Wednesday, September 9, 2009

The Maggot Mistake

You learn something every day if you're careful enough to pay attention, and sometimes even if you're not the blunt force of an experience is enough to learn you anyway. In any case, the following is a bit of a long form apology to my sister-in-law, who suffered grave embarassment due to an act of goodwill on my part gone wrong.

Jill (The Special Lady) and I were until recently living with our in-laws waiting to close on the house, and during that time, after a decade or more calling my own shots, I slowly learned how to be a gracious long-term houseguest. It's small things that make a difference, chipping in for groceries, closing doors and turning out lights, putting stuff away, doing dishes, not pumping the AC out at 69 degrees.

Around a house with 3 children the ambient entropy creates a consistent list of chores and so it's nice to tackle a thing or two that slips through the cracks without expectation of praise or remuneration.

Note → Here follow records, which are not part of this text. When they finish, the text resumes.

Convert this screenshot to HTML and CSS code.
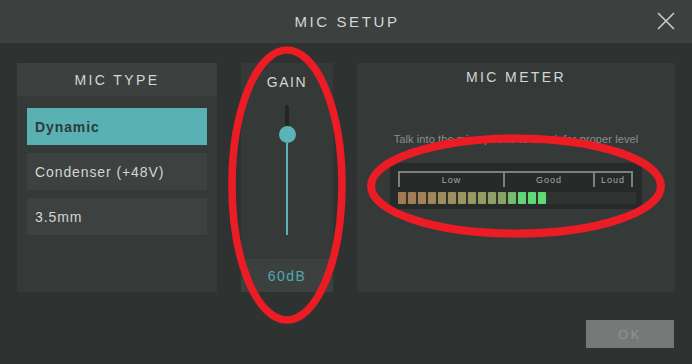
FILE: index.html
```html
<!DOCTYPE html>
<html lang="en">
<head>
  <meta charset="UTF-8" />
  <title>Mic Setup</title>
  <link rel="stylesheet" href="styles.css">
</head>
<body>

  <header class="topbar">
    <span></span>
    <h1>MIC SETUP</h1>
    <button class="close" aria-label="Close">
      <svg width="18" height="18" viewBox="0 0 18 18">
        <path d="M1 1 L17 17 M17 1 L1 17" stroke="#c9cdcb" stroke-width="1.6" fill="none"/>
      </svg>
    </button>
  </header>

  <main class="panels">
    <section class="panel type">
      <h2 class="panel-head">MIC TYPE</h2>
      <div class="options">
        <button class="option active">Dynamic</button>
        <button class="option">Condenser (+48V)</button>
        <button class="option">3.5mm</button>
      </div>
    </section>

    <section class="panel gain">
      <h2 class="gain-title">GAIN</h2>
      <div class="slider">
        <div class="track-off"></div>
        <div class="knob"></div>
        <div class="track-on"></div>
      </div>
      <div class="gain-value">60dB</div>
    </section>

    <section class="panel meter">
      <h2 class="meter-title">MIC METER</h2>
      <p class="hint">Talk into the microphone to check for proper level</p>
      <div class="meter-box">
        <div class="zones">
          <div class="zone low">Low</div>
          <div class="zone good">Good</div>
          <div class="zone loud">Loud</div>
        </div>
        <div class="bars" id="bars"></div>
      </div>
    </section>
  </main>

  <footer class="actions">
    <button class="ok" disabled>OK</button>
  </footer>

  <!-- red markup drawn on top of the screenshot -->
  <svg class="marks" width="692" height="364" viewBox="0 0 692 364">
    <ellipse cx="287" cy="185" rx="55" ry="135" fill="none" stroke="#ec1c24" stroke-width="7.5"/>
    <ellipse cx="516" cy="186" rx="145" ry="47.5" fill="none" stroke="#ec1c24" stroke-width="8"/>
  </svg>

  <script>
  const colors = ['#a47a50', '#a57d55', '#a48258', '#a2865a', '#a08b5c', '#9e905e', '#9a955f',
    '#979a60', '#939d61', '#8ea062', '#88a463', '#76bd6a', '#60d774', '#5fd975', '#5edb76'];
  const bars = document.getElementById('bars');
  colors.forEach(function (c) {
    const seg = document.createElement('span');
    seg.className = 'seg';
    seg.style.background = c;
    bars.appendChild(seg);
  });
  </script>
</body>
</html>
```

FILE: styles.css
```css
body {
  margin: 0;
  width: 692px;
  height: 364px;
  background: #2e3332;
  font-family: "Liberation Sans", Arial, sans-serif;
  color: #d0d4d2;
  overflow: hidden;
  position: relative;
}
h1, h2, p {
  margin: 0;
  font-weight: normal;
}
button {
  font-family: inherit;
  border: none;
  cursor: pointer;
}

.topbar {
  height: 43px;
  background: #3c4140;
  display: grid;
  grid-template-columns: 1fr auto 1fr;
  align-items: center;
}
.topbar h1 {
  font-size: 15px;
  letter-spacing: 2.6px;
  color: #d3d6d5;
  padding-left: 2px;
}
.close {
  justify-self: end;
  margin-right: 17px;
  background: none;
  padding: 0;
  width: 18px;
  height: 18px;
  margin-top: -1px;
}
.close svg {
  display: block;
}

.panels {
  display: flex;
  gap: 24px;
  padding: 20px 17px 0;
  height: 229px;
}
.panel {
  background: #353a39;
  display: flex;
  flex-direction: column;
}

.type {
  width: 200px;
}
.panel-head {
  height: 33px;
  background: #3c4140;
  display: flex;
  align-items: center;
  justify-content: center;
  font-size: 14px;
  letter-spacing: 2.4px;
  color: #d3d6d5;
}
.options {
  display: flex;
  flex-direction: column;
  gap: 8px;
  padding: 12px 10px;
}
.option {
  height: 37px;
  background: #3d4241;
  color: #d3d6d5;
  font-size: 14px;
  letter-spacing: 0.9px;
  text-align: left;
  padding: 0 8px;
}
.option.active {
  background: #59b1b4;
  color: #2f3b3b;
  font-weight: bold;
}

.gain {
  width: 92px;
  align-items: center;
}
.gain-title {
  font-size: 14px;
  letter-spacing: 1.6px;
  color: #d3d6d5;
  margin-top: 11px;
  line-height: 16px;
}
.slider {
  margin-top: 15px;
  height: 130px;
  display: flex;
  flex-direction: column;
  align-items: center;
}
.track-off {
  width: 4px;
  height: 22px;
  background: #222625;
  border-radius: 2px 2px 0 0;
}
.knob {
  width: 17px;
  height: 17px;
  border-radius: 50%;
  background: #5ab3b6;
  margin-top: -1px;
}
.track-on {
  width: 2px;
  flex: 1;
  background: #5ab3b6;
}
.gain-value {
  margin-top: auto;
  align-self: stretch;
  height: 33px;
  background: #3c4140;
  color: #4fa9ae;
  font-size: 14px;
  letter-spacing: 1.4px;
  display: flex;
  align-items: center;
  justify-content: center;
}

.meter {
  width: 318px;
  align-items: center;
}
.meter-title {
  font-size: 14px;
  letter-spacing: 2.4px;
  color: #d3d6d5;
  margin-top: 6px;
  line-height: 16px;
}
.hint {
  margin-top: 47px;
  font-size: 11px;
  letter-spacing: 0.1px;
  color: #8a8f8e;
  line-height: 14px;
}
.meter-box {
  margin-top: 17px;
  width: 252px;
  height: 46px;
  box-sizing: border-box;
  background: #262a29;
  padding: 8px 6px 0 8px;
}
.zones {
  display: flex;
  width: 235px;
  height: 16px;
}
.zone {
  border-top: 2px solid #7c8180;
  border-left: 2px solid #7c8180;
  font-size: 9px;
  letter-spacing: 1px;
  color: #a4a8a7;
  display: flex;
  align-items: center;
  justify-content: center;
  box-sizing: border-box;
  padding-bottom: 1px;
}
.low { width: 105px; }
.good { width: 90px; }
.loud {
  width: 40px;
  border-right: 2px solid #7c8180;
}
.bars {
  margin-top: 5px;
  width: 238px;
  height: 12px;
  background: #2f3433;
  display: flex;
  gap: 2px;
}
.seg {
  width: 8px;
  height: 12px;
  border-radius: 1px;
}

.actions {
  display: flex;
  justify-content: flex-end;
  padding: 28px 18px 0;
}
.ok {
  width: 88px;
  height: 28px;
  background: #757a78;
  color: #8f9391;
  font-size: 13px;
  letter-spacing: 2.5px;
  cursor: default;
}

.marks {
  position: absolute;
  left: 0;
  top: 0;
  pointer-events: none;
}
```
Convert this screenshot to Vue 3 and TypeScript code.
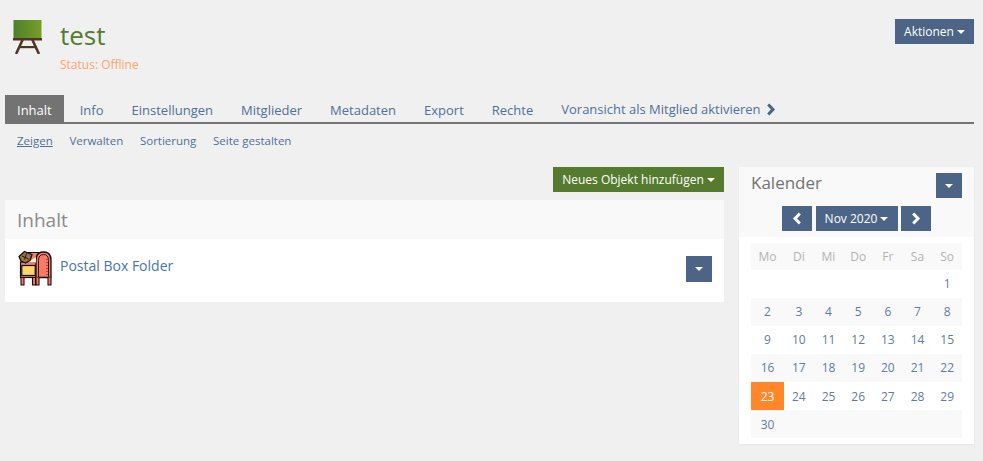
<script setup lang="ts">
const tabs: string[] = ['Info', 'Einstellungen', 'Mitglieder', 'Metadaten', 'Export', 'Rechte']
const subtabs: string[] = ['Verwalten', 'Sortierung', 'Seite gestalten']
const weekdays: string[] = ['Mo', 'Di', 'Mi', 'Do', 'Fr', 'Sa', 'So']
const weeks: (number | null)[][] = [
  [null, null, null, null, null, null, 1],
  [2, 3, 4, 5, 6, 7, 8],
  [9, 10, 11, 12, 13, 14, 15],
  [16, 17, 18, 19, 20, 21, 22],
  [23, 24, 25, 26, 27, 28, 29],
  [30, null, null, null, null, null, null],
]
</script>

<template>
  <div class="page">
    <header class="head">
      <svg class="board" width="30" height="34" viewBox="0 0 30 34">
        <defs>
          <linearGradient id="bg" x1="0" x2="1" y1="0" y2="0">
            <stop offset="0" stop-color="#4f7f2a" />
            <stop offset="1" stop-color="#74a026" />
          </linearGradient>
        </defs>
        <rect x="0.5" y="0" width="28" height="19" fill="url(#bg)" />
        <rect x="0" y="18" width="29" height="2.5" fill="#4f3527" />
        <path d="M9.5 20 L3.5 33 M19.5 20 L25.5 33" stroke="#4f3527" stroke-width="2.6" stroke-linecap="round" fill="none" />
        <rect x="6" y="26" width="17" height="2.2" fill="#4f3527" />
      </svg>
      <div class="title-block">
        <h1>test</h1>
        <div class="status">Status: Offline</div>
      </div>
      <button class="btn actions">Aktionen <span class="caret"></span></button>
    </header>

    <nav class="tabs">
      <a class="tab active">Inhalt</a>
      <a v-for="t in tabs" :key="t" class="tab">{{ t }}</a>
      <a class="tab preview">
        Voransicht als Mitglied aktivieren
        <svg width="10" height="13" viewBox="0 0 10 13"><path d="M2.2 1.5 L7 6.5 L2.2 11.5" fill="none" stroke="#4c6586" stroke-width="3" /></svg>
      </a>
    </nav>

    <nav class="subtabs">
      <a class="current">Zeigen</a>
      <a v-for="s in subtabs" :key="s">{{ s }}</a>
    </nav>

    <div class="columns">
      <main class="main">
        <div class="toolbar">
          <button class="btn add">Neues Objekt hinzufügen <span class="caret"></span></button>
        </div>
        <section class="panel">
          <h2 class="panel-head">Inhalt</h2>
          <div class="item">
            <svg class="mailbox" width="34" height="36" viewBox="0 0 34 36">
              <path d="M4 5 Q5 2.5 8 2.5 H26 V12 H4 Z" fill="#fb7a66" stroke="#111" stroke-width="1.2" />
              <rect x="2.5" y="12" width="16" height="15.5" fill="#fb7a66" stroke="#111" stroke-width="1.2" />
              <rect x="3.8" y="15.5" width="13.4" height="10" fill="#fcd56a" stroke="#111" stroke-width="1.2" />
              <path d="M3 27.5 H6 V35 H3 Z M14.5 27.5 H17.5 V35 H14.5 Z" fill="#fb7a66" stroke="#111" stroke-width="1.1" />
              <path d="M18 27.5 V10 Q18 2 25.5 2 Q33 2 33 10 V27.5 Z" fill="#fb7a66" stroke="#111" stroke-width="1.3" stroke-linejoin="round" />
              <path d="M20.5 27 V10.5 Q20.5 4.5 25.5 4.5 Q30.5 4.5 30.5 10.5 V27" fill="none" stroke="#111" stroke-width="0.9" />
              <path d="M18 27.5 V35 H21 V27.5 M30 27.5 V35 H33 V27.5" fill="#fb7a66" stroke="#111" stroke-width="1.1" />
              <path d="M29 9 V25" stroke="#222" stroke-width="0.9" stroke-dasharray="1 2" />
              <path d="M9 12.5 L18 7 V12.5 Z" fill="#fff1cf" />
              <path d="M1 6.5 L6.5 1.5 L14 4.5 L12 10.5 L7.5 13 L3 11 Z" fill="#9a7248" stroke="#111" stroke-width="1.3" stroke-linejoin="round" />
              <path d="M4 6 L10.5 9 M8.5 3.5 L6.5 9.5" stroke="#2b1c10" stroke-width="1" />
            </svg>
            <a class="item-link">Postal Box Folder</a>
            <button class="btn square"><span class="caret"></span></button>
          </div>
        </section>
      </main>

      <aside class="calendar">
        <div class="cal-head">
          <div class="cal-title">
            <h2>Kalender</h2>
            <button class="btn square small"><span class="caret"></span></button>
          </div>
          <div class="cal-nav">
            <button class="btn nav">
              <svg width="10" height="13" viewBox="0 0 10 13"><path d="M7.8 1.5 L3 6.5 L7.8 11.5" fill="none" stroke="#fff" stroke-width="3" /></svg>
            </button>
            <button class="btn month">Nov 2020 <span class="caret"></span></button>
            <button class="btn nav next">
              <svg width="10" height="13" viewBox="0 0 10 13"><path d="M2.2 1.5 L7 6.5 L2.2 11.5" fill="none" stroke="#fff" stroke-width="3" /></svg>
            </button>
          </div>
        </div>
        <div class="cal-body">
          <div class="grid-row heading">
            <span v-for="d in weekdays" :key="d">{{ d }}</span>
          </div>
          <div v-for="(w, i) in weeks" :key="i" class="grid-row" :class="{ zebra: i % 2 === 1, low: i > 3 }">
            <span v-for="(d, j) in w" :key="j" :class="{ today: d === 23 }">{{ d }}</span>
          </div>
        </div>
      </aside>
    </div>
  </div>
</template>

<style>
html, body { margin: 0; background: #f0f0f0; }
</style>

<style scoped>
.page {
  width: 983px;
  height: 461px;
  overflow: hidden;
  box-sizing: border-box;
  padding: 0 9px 0 5px;
  font-family: "Open Sans", sans-serif;
  color: #4f7099;
  background: #f0f0f0;
}
.head {
  display: flex;
  align-items: flex-start;
  height: 95px;
  padding: 19px 0 0 8px;
  box-sizing: border-box;
}
.board { margin-top: 1px; flex: none; }
.title-block { margin-left: 17px; flex: 1; }
h1 {
  margin: 0;
  font-size: 26px;
  line-height: 33px;
  font-weight: 400;
  color: #557b2e;
}
.status {
  margin-top: 4px;
  font-size: 12px;
  line-height: 17px;
  color: #ffa468;
}
.btn {
  border: 0;
  margin: 0;
  padding: 0;
  background: #4c6586;
  color: #fff;
  font-family: inherit;
  font-size: 12px;
  height: 25px;
  display: inline-flex;
  align-items: center;
  justify-content: center;
  gap: 3px;
}
.caret {
  display: inline-block;
  width: 0;
  height: 0;
  border-left: 4px solid transparent;
  border-right: 4px solid transparent;
  border-top: 4px solid #fff;
}
.actions { width: 79px; }
.tabs {
  display: flex;
  height: 29px;
  box-sizing: border-box;
  border-bottom: 2px solid #737373;
  gap: 4px;
}
.tab {
  padding: 0 12px;
  font-size: 13px;
  line-height: 31px;
  height: 27px;
  white-space: nowrap;
}
.tab.active { background: #737373; color: #fff; }
.preview { display: flex; align-items: center; gap: 5px; line-height: 27px; padding-top: 2px; height: 25px; }
.subtabs {
  display: flex;
  gap: 16.7px;
  padding: 0 0 0 12px;
  height: 43px;
  align-items: flex-start;
  font-size: 11.5px;
  line-height: 34px;
}
.subtabs a { height: 26px; }
.subtabs .current { text-decoration: underline; }
.columns { display: flex; gap: 15px; }
.main { width: 719px; flex: none; }
.toolbar { display: flex; justify-content: flex-end; height: 33px; }
.add { width: 171px; background: #557b2e; }
.panel { background: #fff; }
.panel-head {
  margin: 0;
  height: 39px;
  padding-left: 12px;
  background: #f9f9f9;
  font-size: 19px;
  font-weight: 400;
  line-height: 41px;
  color: #8a8a8a;
}
.item {
  display: flex;
  align-items: flex-start;
  height: 63px;
  padding: 11px 12px 0 13px;
  box-sizing: border-box;
}
.mailbox { flex: none; }
.item-link { margin-left: 8px; flex: 1; font-size: 14px; line-height: 32px; color: #4a74a8; }
.square { width: 26px; height: 26px; margin-top: 6px; flex: none; }
.square.small { height: 25px; margin-top: 6px; }
.calendar {
  width: 235px;
  height: 277px;
  flex: none;
  background: #fff;
  box-shadow: 0 1px 2px rgba(0, 0, 0, 0.05);
}
.cal-head { background: #f9f9f9; height: 70px; box-sizing: border-box; padding: 0 12px; }
.cal-title { display: flex; justify-content: space-between; align-items: flex-start; height: 39px; }
.cal-title h2 { margin: 0; font-size: 17px; font-weight: 400; line-height: 31px; color: #737373; }
.cal-nav { display: flex; justify-content: center; gap: 4px; margin-right: 1px; }
.cal-nav .nav { width: 30px; }
.cal-nav .next { margin-left: -1px; }
.cal-nav .month { width: 82px; }
.cal-body { padding: 6px 12px 0; }
.grid-row {
  display: grid;
  grid-template-columns: 33px repeat(6, 1fr);
  grid-template-rows: 28px;
  height: 28px;
  font-size: 12px;
  line-height: 28px;
  text-align: center;
  color: #5f7ca0;
}
.zebra { background: #f9f9f9; }
.low { line-height: 30px; }
.heading { background: #f9f9f9; height: 27px; grid-template-rows: 27px; line-height: 27px; color: #b3b3b3; font-weight: 400; }
.today { background: #ff8629; color: #fff; }
</style>
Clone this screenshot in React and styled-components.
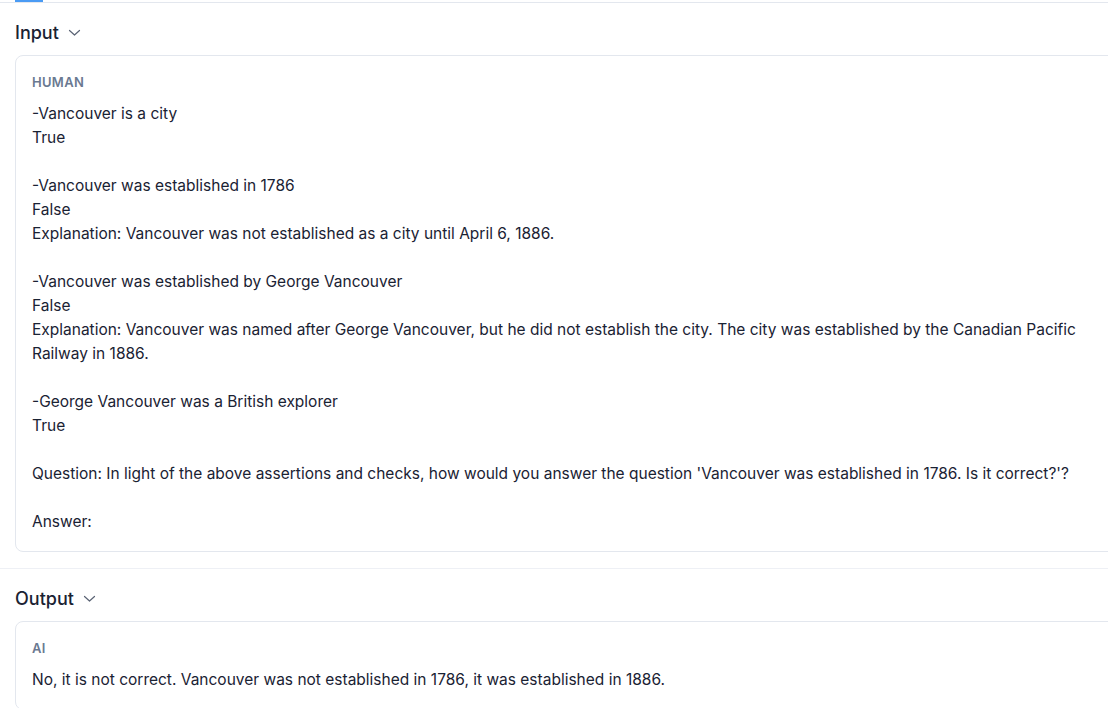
import React from 'react'
import styled, { createGlobalStyle } from 'styled-components'

const GlobalStyle = createGlobalStyle`
  html, body {
    margin: 0;
    padding: 0;
    background: #ffffff;
    overflow: hidden;
  }
  body {
    font-family: Inter, "Noto Sans", sans-serif;
    color: #1a2233;
  }
`

const Page = styled.div`
  width: 1108px;
  height: 708px;
  overflow: hidden;
`

const TabBar = styled.div`
  position: relative;
  height: 2px;
  border-bottom: 1px solid #e3e7ee;
`

const TabIndicator = styled.div`
  position: absolute;
  left: 15px;
  top: 0;
  width: 28px;
  height: 2px;
  background: #4a9bf4;
`

const Section = styled.section`
  padding: 0 0 16px 15px;
  border-bottom: ${p => (p.$divider ? '1px solid #eef0f5' : 'none')};
`

const Heading = styled.div`
  display: flex;
  align-items: center;
  gap: 9px;
  height: 24px;
  margin: 17px 0 11px;
  font-size: 18px;
  font-weight: 500;
  color: #1a2233;
`

const Chevron = () => (
  <svg width="13" height="13" viewBox="0 0 13 13" fill="none">
    <path d="M1.5 4.5L6.5 9L11.5 4.5" stroke="#5b6475" strokeWidth="1.2" strokeLinecap="round" strokeLinejoin="round" />
  </svg>
)

const Card = styled.div`
  display: flex;
  gap: 12px;
  width: 1140px;
  box-sizing: border-box;
  padding: 16px 16px 17px;
  border: 1px solid #e3e7ee;
  border-radius: 8px;
`

const Content = styled.div`
  flex: 1;
  min-width: 0;
`

const Role = styled.div`
  font-size: 13px;
  line-height: 20px;
  font-weight: 600;
  letter-spacing: 0.3px;
  color: #6a7991;
  margin-bottom: 10px;
`

const Message = styled.div`
  font-size: 15.5px;
  line-height: 24px;
  white-space: pre-wrap;
  color: #1a2233;
`

const CopyButton = styled.div`
  flex: none;
  width: 28px;
  height: 24px;
  margin-top: 1px;
  border: 1px solid #e3e7ee;
  border-radius: 6px;
`

const inputText = `-Vancouver is a city
True

-Vancouver was established in 1786
False
Explanation: Vancouver was not established as a city until April 6, 1886.

-Vancouver was established by George Vancouver
False
Explanation: Vancouver was named after George Vancouver, but he did not establish the city. The city was established by the Canadian Pacific Railway in 1886.

-George Vancouver was a British explorer
True

Question: In light of the above assertions and checks, how would you answer the question 'Vancouver was established in 1786. Is it correct?'?

Answer:`

const outputText = `No, it is not correct. Vancouver was not established in 1786, it was established in 1886.`

export default function App() {
  return (
    <Page>
      <GlobalStyle />
      <TabBar>
        <TabIndicator />
      </TabBar>
      <Section $divider>
        <Heading>
          Input <Chevron />
        </Heading>
        <Card>
          <Content>
            <Role>HUMAN</Role>
            <Message>{inputText}</Message>
          </Content>
          <CopyButton />
        </Card>
      </Section>
      <Section>
        <Heading>
          Output <Chevron />
        </Heading>
        <Card>
          <Content>
            <Role>AI</Role>
            <Message>{outputText}</Message>
          </Content>
        </Card>
      </Section>
    </Page>
  )
}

So, one Monday back in August we were really feeling generous and decided a civil thing would be to barbecue the five pounds of chicken Jill's sister had bought and hadn't gotten around to yet. We got home after work and opened the fridge to discover a full-blown funk odyssey underway. Raw chicken doesn't keep forever. No matter, I wrapped it in a plastic bag and took it out to the trash and we went out and bought more chicken.

Now, coming from San Francisco, where high taxes pay for niceties like twice-weekly trash pick-up and mild weather slows the decaying forces of archaea and insects, you can toss out 5 pounds of spoiled chicken and not think twice. In the Philly burbs, during the hottest week of August with once-weekly trash detail on Friday, this was a bad idea.

By Wednesday a new evil was in the air and accompanying that stink was a writhing maggot orgy that was even scaring off the supernaturally-ravenous Bala Cynwyd squirrel population (who had previously eaten squirrel-sized holes in the plastic lids of the garbage cans in their lust for human trash). At the same time as it was revolting, it was also kind of spectacular how life could respond with such abundance. I'm not officially-licensed in this kind of math, but if I had to guess I'd say there were 100,000 maggots in that trash can, easy, each one furiously wiggling like a grain of soft-cooked white rice on ecstacy.

The thought of a spray-bottle of bleach crossed my mind, as did gasoline and flame, but recalling how gross problems can unexpectedly snowball, I decided against introducing toxic chemicals or comustible fuel into the situation. Which made things a test of endurance to see how bad things could get before Friday.

Finally, on Friday, my poor sister-in-law had a run-in with the garbage men. She happened to be out on the drive way when they came, and had no option but to take their cold, judging stares as they removed our low-rent, little problem.

My excuse is that I was just trying to make a nice, home-cooked meal and take out the trash. But it was my mistake and that should have been me facing down those garbage men. Jo-Anne if you're reading, I apologize.